Мы порою забываем о языке первой половины XVIII столетия. Каким искусственно приподнятым, преувеличенно галантным, вычурным языком принято было тогда говорить. Конечно, после «Смешных жеманниц» Мольера так называемый прециозныи стиль с его излишествами галантности, с его цветистыми мадригалами, сонетами и рондо уже уходил в прошлое. Но пришедшая ему на смену та же, еще более измельченная, бездумная изящная игривость, которую позже стали обозначать не очень ясным термином «рококо», в сущности не столь уж многим от него отличалась. И это не был только стиль будуарных сплетен придворного окружения короля Людовика XV. В ту пору деньги уже проложили путь в замкнутый мир привилегированных сословий незнатным выходцам из рядов третьего сословия. Но «мещанин во дворянстве», буржуа, открывающие с помощью толстого кошелька доступ в благородное сословие, спешили усвоить манеры, повадки, стиль и прежде всего речь — это было легче всего — аристократической знати. Все стремились подражать законодательницам мод Сен-Жерменского предместья. «Игра фортуны и любви», как принято было говорить в том столетии, занимала все умы или по крайней мере изображалась чем-то самым важным. Все старались говорить этим манерным языком преувеличенных чувств. Перечитайте письма даже самого остроумного, самого насмешливого автора XVIII века — Вольтера. «Посылаю вам, дорогой ангел-хранитель, свой мемуар…», «очаровательный мой ангел-хранитель…» — такие сочетания ласкательных слов в превосходной степени употребляет Вольтер в переписке с Д'Аржанталем, Пон дю Вейлем и другими. А его корреспонденты? Они еще больше усердствуют: «О вы, Плутус Иппокрена, любезный прелестный Делон, вы, чей зал всегда заполнен гостями избраннейшего общества…» — таков льстиво-высокопарный цветистый слог обращений к прославленному писателю.
Это язык столетия.
Руссо нарушал это салонное щебетание, этот «птичий язык», как позднее, по другому поводу, скажет Герцен, своей простой и точной речью. Он отнюдь не думал, оказавшись впервые в модных салонах Парижа, о литературной стороне своих реплик, своих ответов на вопросы. Он просто старался точно передать свою мысль; ничего более.

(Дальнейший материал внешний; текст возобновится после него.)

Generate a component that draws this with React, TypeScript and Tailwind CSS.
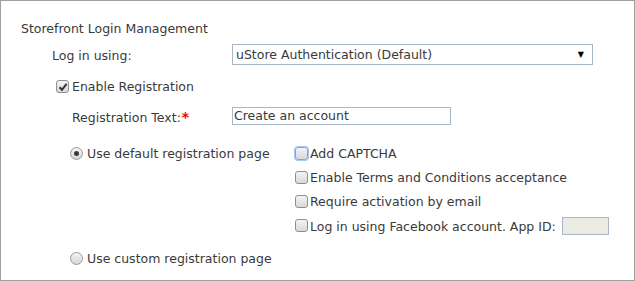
import React from "react";

function Box({ checked = false, focus = false }: { checked?: boolean; focus?: boolean }) {
  return (
    <span
      className={
        "relative inline-block w-[13px] h-[13px] rounded-[3px] border bg-gradient-to-b from-[#f4f4f4] to-[#d8d8d8] shrink-0 " +
        (focus ? "border-[#7aa7e8] shadow-[0_0_0_1px_#a9c6f0]" : "border-[#8f8f8f]")
      }
    >
      {checked && (
        <svg className="absolute left-[1px] top-[1px]" width="10" height="10" viewBox="0 0 10 10">
          <path d="M1.5 5.2 L4 7.8 L8.6 1.8" fill="none" stroke="#333" strokeWidth="2" />
        </svg>
      )}
    </span>
  );
}

function Radio({ checked = false }: { checked?: boolean }) {
  return (
    <span className="relative inline-flex items-center justify-center w-[13px] h-[13px] rounded-full border border-[#9a9a9a] bg-gradient-to-b from-[#f4f4f4] to-[#d6d6d6] shrink-0">
      {checked && <span className="block w-[5px] h-[5px] rounded-full bg-[#3a3a3a]" />}
    </span>
  );
}

export default function App() {
  return (
    <div
      className="w-[635px] h-[281px] border border-[#a0a0a0] bg-white text-[#3a3a3a] text-[12.5px] leading-[16px] pt-[20px] flex flex-col"
      style={{ fontFamily: '"DejaVu Sans", Verdana, sans-serif' }}
    >
      <div className="h-[16px] pl-[20px] flex items-center">Storefront Login Management</div>

      <div className="mt-[7px] h-[21px] flex items-center">
        <span className="pl-[51px] w-[231px] pt-[3px]">Log in using:</span>
        <div className="w-[361px] h-[21px] border border-[#a9b6c6] flex items-center justify-between pl-[3px] pr-[8px]">
          <span>uStore Authentication (Default)</span>
          <span className="text-[8px] text-black">▼</span>
        </div>
      </div>

      <div className="mt-[13px] h-[16px] flex items-center pl-[55px] gap-[3px]">
        <Box checked />
        <span className="pt-[2px]">Enable Registration</span>
      </div>

      <div className="mt-[13px] h-[18px] flex items-center">
        <span className="pl-[71px] w-[231px] pt-[2px]">
          Registration Text:<span className="text-[#e00] ml-[1px] font-bold text-[14px]">*</span>
        </span>
        <div className="w-[219px] h-[18px] border border-[#a9b6c6] flex items-center pl-[1px]">Create an account</div>
      </div>

      <div className="mt-[16px] flex">
        <div className="w-[294px] pl-[69px] h-[24px] flex items-center gap-[4px]">
          <Radio checked />
          <span className="pt-[2px]">Use default registration page</span>
        </div>
        <div className="flex flex-col">
          <div className="h-[24px] flex items-center gap-[2px]">
            <Box focus />
            <span className="pt-[2px]">Add CAPTCHA</span>
          </div>
          <div className="h-[24px] flex items-center gap-[2px]">
            <Box />
            <span className="pt-[2px]">Enable Terms and Conditions acceptance</span>
          </div>
          <div className="h-[24px] flex items-center gap-[2px]">
            <Box />
            <span className="pt-[2px]">Require activation by email</span>
          </div>
          <div className="h-[25px] flex items-center gap-[2px]">
            <Box />
            <span className="pt-[2px]">Log in using Facebook account. App ID:</span>
            <span className="ml-[4px] w-[47px] h-[18px] border border-[#a9b6c6] bg-[#ebebe4]" />
          </div>
        </div>
      </div>

      <div className="mt-[12px] h-[16px] flex items-center pl-[69px] gap-[4px]">
        <Radio />
        <span className="pt-[2px]">Use custom registration page</span>
      </div>
    </div>
  );
}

Он владел в совершенстве этой, казалось бы, простой и в то же время доступной отнюдь не многим способностью выражать свои мысли, чувства, желания точными, адекватными, как мы бы сказали сейчас, словами. То был, если угодно, особый дар. У Руссо он, видимо, развился, подстегиваемый условиями скитальческой жизни; он был порождением жизненной необходимости. В силу тех же причин его речь приобрела еще одну особенность: она была проста, свободна от всяких вычурностей; то была речь, обращенная к простым людям.

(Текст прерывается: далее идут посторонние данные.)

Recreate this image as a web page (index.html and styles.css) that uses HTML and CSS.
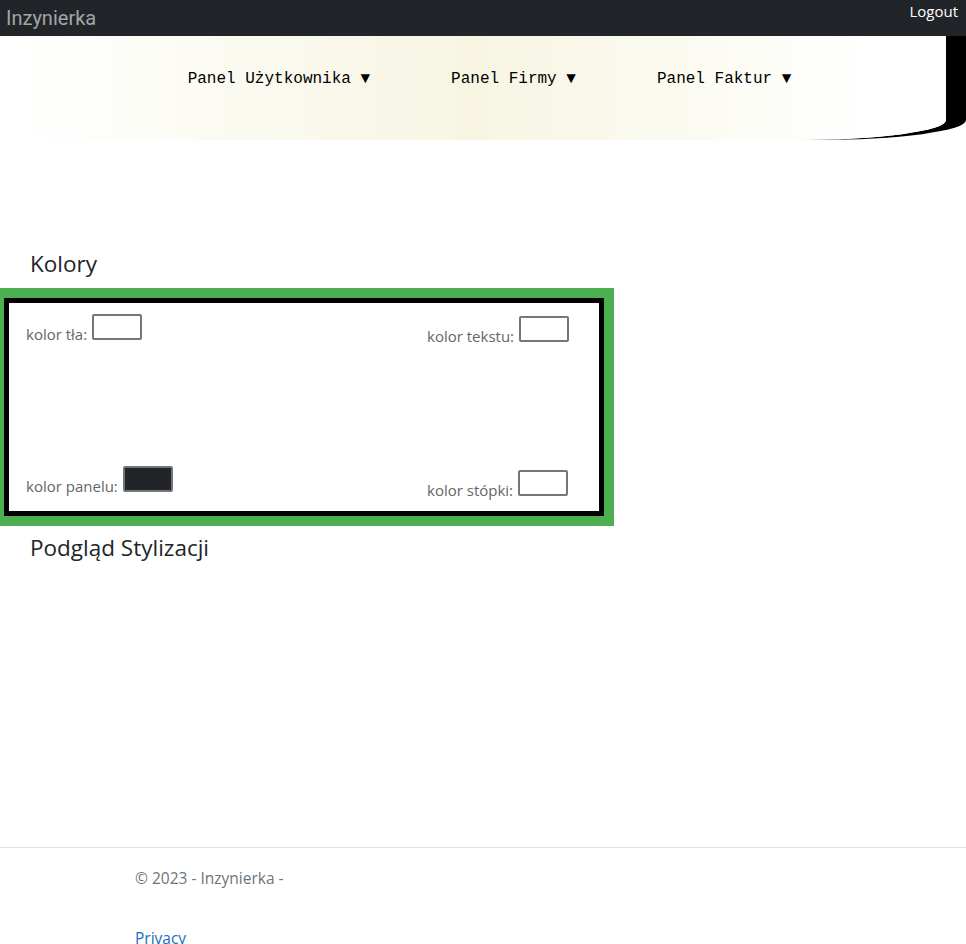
FILE: index.html
```html
<!DOCTYPE html>
<html lang="pl">
<head>
<meta charset="utf-8">
<title>Inzynierka</title>
<link rel="stylesheet" href="styles.css">
</head>
<body>
<header class="topbar">
  <a class="brand" href="#">Inzynierka</a>
  <a class="logout" href="#">Logout</a>
</header>
<nav class="menu">
  <ul class="menu-list">
    <li class="menu-item">Panel Użytkownika ▼</li>
    <li class="menu-item">Panel Firmy ▼</li>
    <li class="menu-item">Panel Faktur ▼</li>
  </ul>
</nav>
<main class="content">
  <h2 class="section-title">Kolory</h2>
  <div class="color-frame">
    <div class="color-grid">
      <label class="field field-tl">kolor tła: <input type="color" class="swatch" value="#ffffff"></label>
      <label class="field field-tr">kolor tekstu: <input type="color" class="swatch" value="#ffffff"></label>
      <label class="field field-bl">kolor panelu: <input type="color" class="swatch" value="#212529"></label>
      <label class="field field-br">kolor stópki: <input type="color" class="swatch" value="#ffffff"></label>
    </div>
  </div>
  <h2 class="section-title preview-title">Podgląd Stylizacji</h2>
</main>
<footer class="footer">
  <div class="footer-inner">
    <span class="copy">© 2023 - Inzynierka -</span>
    <a class="privacy" href="#">Privacy</a>
  </div>
</footer>
</body>
</html>
```

FILE: styles.css
```css
html, body {
  margin: 0;
  padding: 0;
}
body {
  font-family: "Open Sans", "Noto Sans", sans-serif;
  font-size: 15px;
  color: #212529;
  background: #fff;
  overflow: hidden;
}
.topbar {
  height: 36px;
  background: #212529;
  display: flex;
  justify-content: space-between;
  align-items: flex-start;
  position: relative;
  z-index: 2;
}
.brand {
  font-family: Roboto, "Liberation Sans", sans-serif;
  font-size: 20px;
  color: #a2a5a8;
  text-decoration: none;
  padding: 7px 0 0 6px;
  line-height: 22px;
}
.logout {
  font-size: 15px;
  color: #fff;
  text-decoration: none;
  padding: 1px 8px 0 0;
  line-height: 20px;
}
.menu {
  width: calc(100% - 20px);
  height: 104px;
  box-sizing: border-box;
  background: linear-gradient(to right, #ffffff 2%, #f7f5e2 50%, #ffffff 92%);
  border-bottom-right-radius: 150px 20px;
  box-shadow: 20px 0 0 #000;
  position: relative;
  z-index: 1;
}
.menu-list {
  list-style: none;
  margin: 0;
  padding: 34px 0 0 33px;
  display: flex;
  justify-content: center;
  gap: 81px;
}
.menu-item {
  font-family: "Liberation Mono", "DejaVu Sans Mono", monospace;
  font-size: 16px;
  line-height: 18px;
  color: #000;
  white-space: nowrap;
}
.content {
  height: 707px;
  box-sizing: border-box;
  padding: 110px 0 0 0;
}
.section-title {
  font-size: 22.5px;
  font-weight: 500;
  line-height: 28px;
  margin: 0 0 10px 30px;
  color: #212529;
}
.preview-title {
  margin-top: 8px;
}
.color-frame {
  width: 620px;
  height: 238px;
  box-sizing: border-box;
  margin-left: -6px;
  border: 10px solid #4caf50;
}
.color-grid {
  height: 100%;
  box-sizing: border-box;
  border: 5px solid #000;
  display: grid;
  grid-template-columns: 401px 1fr;
  grid-template-rows: 1fr 1fr;
  padding-left: 17px;
}
.field {
  display: flex;
  align-items: baseline;
  gap: 5px;
  color: #666;
  font-size: 15px;
}
.field-tl { align-self: start; padding-top: 11px; }
.field-tr { align-self: start; padding-top: 13px; }
.field-bl { align-self: end; padding-bottom: 15px; }
.field-br { align-self: end; padding-bottom: 11px; }
.swatch {
  -webkit-appearance: none;
  appearance: none;
  width: 50px;
  height: 26px;
  padding: 0;
  margin: 0;
  border: none;
  background: transparent;
  cursor: pointer;
}
.swatch::-webkit-color-swatch-wrapper {
  padding: 0;
}
.swatch::-webkit-color-swatch {
  border: 2px solid #767676;
  border-radius: 2px;
}
.footer {
  border-top: 1px solid #dee2e6;
  line-height: 60px;
  white-space: nowrap;
  color: #6c757d;
  font-size: 15.5px;
}
.footer-inner {
  max-width: 720px;
  box-sizing: border-box;
  margin: 0 auto;
  padding: 0 12px;
}
.copy {
  display: block;
}
.privacy {
  display: block;
  color: #1b6ec2;
  text-decoration: none;
}
```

Жан-Жак, как уже говорилось, был одним из самых начитанных людей своего времени. Но, обогатив свою речь всем прочитанным, всем услышанным, он сумел сохранить то, что составляло ее неотразимую силу: простоту и выразительность слов, полное соответствие строения фразы мысли, которую он хотел высказать.
В сущности, на протяжении всей долгой жизни Руссо слово оставалось единственным его оружием. В бездомной юности слово открывало ему запертые на засов двери крестьянской хижины, позже то же слово должно было открыть ему сердца человечества.

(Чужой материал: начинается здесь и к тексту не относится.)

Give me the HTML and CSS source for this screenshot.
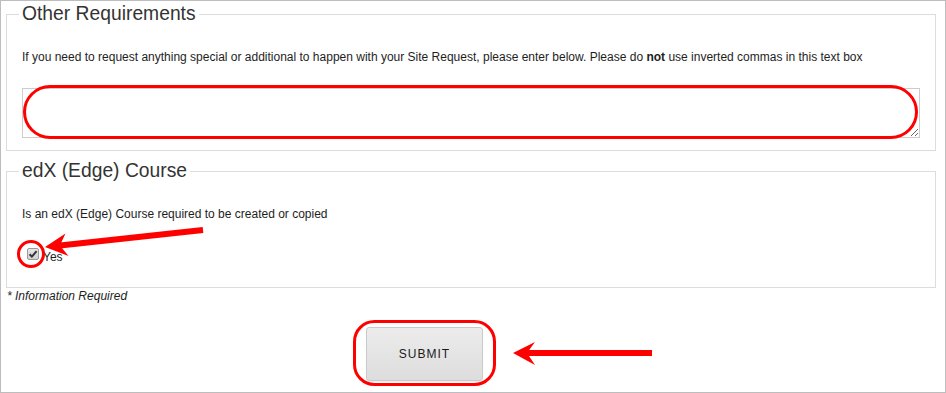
FILE: index.html
```html
<!DOCTYPE html>
<html>
<head>
<meta charset="utf-8">
<link rel="stylesheet" href="styles.css">
</head>
<body>
<div class="page">
  <fieldset class="group group-first">
    <legend class="group-title">Other Requirements</legend>
    <p class="group-text">If you need to request anything special or additional to happen with your Site Request, please enter below. Please do <b>not</b> use inverted commas in this text box</p>
    <textarea class="req-input"></textarea>
  </fieldset>
  <fieldset class="group group-second">
    <legend class="group-title">edX (Edge) Course</legend>
    <p class="group-text">Is an edX (Edge) Course required to be created or copied</p>
    <div class="check-row">
      <span class="check-box"><svg width="10" height="10" viewBox="0 0 10 10"><path d="M1.6 5.2 L3.9 7.6 L8.6 2.2" fill="none" stroke="#333" stroke-width="2"/></svg></span>
      <span class="check-label">Yes</span>
    </div>
  </fieldset>
  <p class="required-note">* Information Required</p>
  <div class="actions">
    <button class="submit-btn" type="button">SUBMIT</button>
  </div>
  <svg class="annotations" width="946" height="393" viewBox="0 0 946 393">
    <rect x="24.5" y="86.5" width="892" height="51" rx="25.5" ry="25.5" fill="none" stroke="#ff0000" stroke-width="3"/>
    <circle cx="31" cy="254" r="12.5" fill="none" stroke="#ff0000" stroke-width="3"/>
    <line x1="203" y1="230" x2="60" y2="245.5" stroke="#ff0000" stroke-width="6"/>
    <polygon points="45,247 65.5,233.5 59.9,245.4 68.5,256" fill="#ff0000"/>
    <rect x="354.5" y="321.5" width="140" height="63" rx="20" ry="20" fill="none" stroke="#ff0000" stroke-width="3"/>
    <line x1="652" y1="353" x2="526" y2="353" stroke="#ff0000" stroke-width="6"/>
    <polygon points="513,353 535,342 527,353 535,365" fill="#ff0000"/>
  </svg>
</div>
</body>
</html>
```
FILE: styles.css
```css
html, body {
  margin: 0;
  padding: 0;
  background: #ffffff;
}

.page {
  position: relative;
  width: 946px;
  height: 393px;
  box-sizing: border-box;
  border: 1px solid #bdbdbd;
  padding: 2px 9px 0 5px;
  font-family: "Liberation Sans", Arial, sans-serif;
  font-size: 12px;
  line-height: 15px;
  color: #1e1e1e;
}

.group {
  margin: 0;
  border: 1px solid #dcdcdc;
  padding: 0 15px 12px 15px;
  min-width: 0;
}

.group-second {
  margin-top: 9px;
  padding-bottom: 22px;
}

.group-title {
  margin-left: -3px;
  padding: 0 3px;
  font-size: 19.3px;
  line-height: 22px;
  color: #333333;
}

.group-text {
  margin: 25px 0 0 0;
}

.req-input {
  display: block;
  width: 100%;
  height: 50px;
  box-sizing: border-box;
  margin: 23px 0 0 0;
  border: 1px solid #cccccc;
  border-radius: 0;
  padding: 4px;
  font-family: "Liberation Sans", Arial, sans-serif;
  font-size: 12px;
  background: #ffffff;
  outline: none;
}

.check-row {
  display: flex;
  align-items: flex-start;
  margin-top: 26px;
}

.check-box {
  display: flex;
  align-items: center;
  justify-content: center;
  width: 12px;
  height: 12px;
  box-sizing: border-box;
  margin-left: 5px;
  border: 1px solid #9a9a9a;
  border-radius: 2px;
  background: linear-gradient(#e6e6e6, #d2d2d2);
}

.check-label {
  margin-top: 2px;
  margin-left: 4px;
}

.required-note {
  margin: 1px 0 0 1px;
  font-style: italic;
  color: #1e1e1e;
}

.actions {
  display: flex;
  padding-left: 360px;
  margin-top: 23px;
}

.submit-btn {
  width: 117px;
  height: 54px;
  box-sizing: border-box;
  border: 1px solid #cacaca;
  border-radius: 3px;
  background: linear-gradient(#ececec, #dddddd);
  box-shadow: 0 1px 1px rgba(0, 0, 0, 0.08);
  font-family: "Liberation Sans", Arial, sans-serif;
  font-size: 12px;
  letter-spacing: 1px;
  color: #1a1a1a;
  padding: 0;
}

.annotations {
  position: absolute;
  left: -1px;
  top: -1px;
  pointer-events: none;
}
```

Этот удивительный дар владения словом даже в литературном наследии Руссо проступает очень рано. Дю-фур в свое время составил и издал в двадцати томах замечательное по точности и тщательности подготовки собрание писем Руссо и некоторых его корреспондентов.
Перечитайте ранние письма Руссо. Как просто, легко, естественно выражает он свои мысли.
Даже его юношеские письма примечательны ясностью и определенностью мнений, желаний. Возможно, сочтут необоснованным, искусственным утверждение, что еще в ранних произведениях Руссо, в его юношеской переписке в какой-то мере уже обозначились черты его литературного стиля. Конечно, литературный стиль Руссо развивался, даже менялся с годами. И все-таки даже в самых ранних его сочинениях, в его письмах, в его разговорной речи уже отчетливо проступает присущий только ему одному особый дар афористической речи.
Жан-Жак Руссо стал обитателем французского королевства в трудное время. Монархия шла к упадку, в том нельзя было сомневаться. После бесславного заката века Людовика XIV —,,«короля-солнца» — с каждым новым монархом моральный престиж королевской власти падал все ниже. Но все же сам принцип монархии, институт наследственной королевской власти для большинства французов еще представлялся неоспоримым. В народе — и среди темного, забитого крестьянства, и среди городской бедноты, и в зажиточных кругах буржуазии — и за пределами третьего сословия, в рядах привилегированных — провинциального дворянства, духовенства, — еще жила традиционная наивная вера в доброго, справедливого короля.
Когда Людовик XV в 1715 году официально был провозглашен королем, ему было лишь пять лет. Время регентства Филиппа Орлеанского с его финансовыми скандалами, спекуляциями, авантюрами Джона Лоу, разнузданным распутством двора (самого Филиппа, его дочери герцогини Беррийской и соучастников их оргий), всеобщим растлением нравов, афишируемым прожиганием жизни в кутежах и разврате, способствовало популярности будущего монарха. Все надежды недовольных — а сколько их было! — на лучшее, более справедливое время связывались с будущим царствованием…
В октябре 1723 года Людовик XV был объявлен совершеннолетним, и в Реймсе состоялась торжественная церемония коронации нового монарха. Но королю было всего тринадцать лет, мог ли он в полудетском возрасте удерживать бразды правления? Правительственная власть вновь оказалась в случайных руках. Сначала это был герцог Бурбонский, вернее, его фаворитка маркиза де При, имевшая неограниченное влияние на герцога, а через него и на все звенья государственного механизма. Дочь крупного финансиста, сохранившая тесные связи с миром денежных тузов, она широко распахнула для них двери правительственных апартаментов. Имя герцога Бурбонского прикрывало действительную власть финансовых воротил — Бернара, братьев Пари и других участников сложной и темной игры на меняющемся денежном курсе.
За три года правления герцога Бурбонского маркиза де При и окружавшая ее свора финансовых дельцов и проходимцев сумели довести королевство до состояния острейшего кризиса. Летом 1725 года всеобщее недовольство, усугубленное непрерывным ростом цен на хлеб и другие продукты питания, привело к широким народным выступлениям. В июле — августе толпы мастеровых, бедноты из Сент-Антуанского предместья не раз выходили с угрожающими возгласами на площади столицы. Негодующий народ овладел также улицами Руана, Кана, Ренна. Правительству пришлось срочно провести снижение цен на хлеб; одновременно оно двинуло против мятежников вооруженную конницу. В Сент-Антуанском предместье для устрашения были воздвигнуты виселицы; двух вожаков мятежников повесили.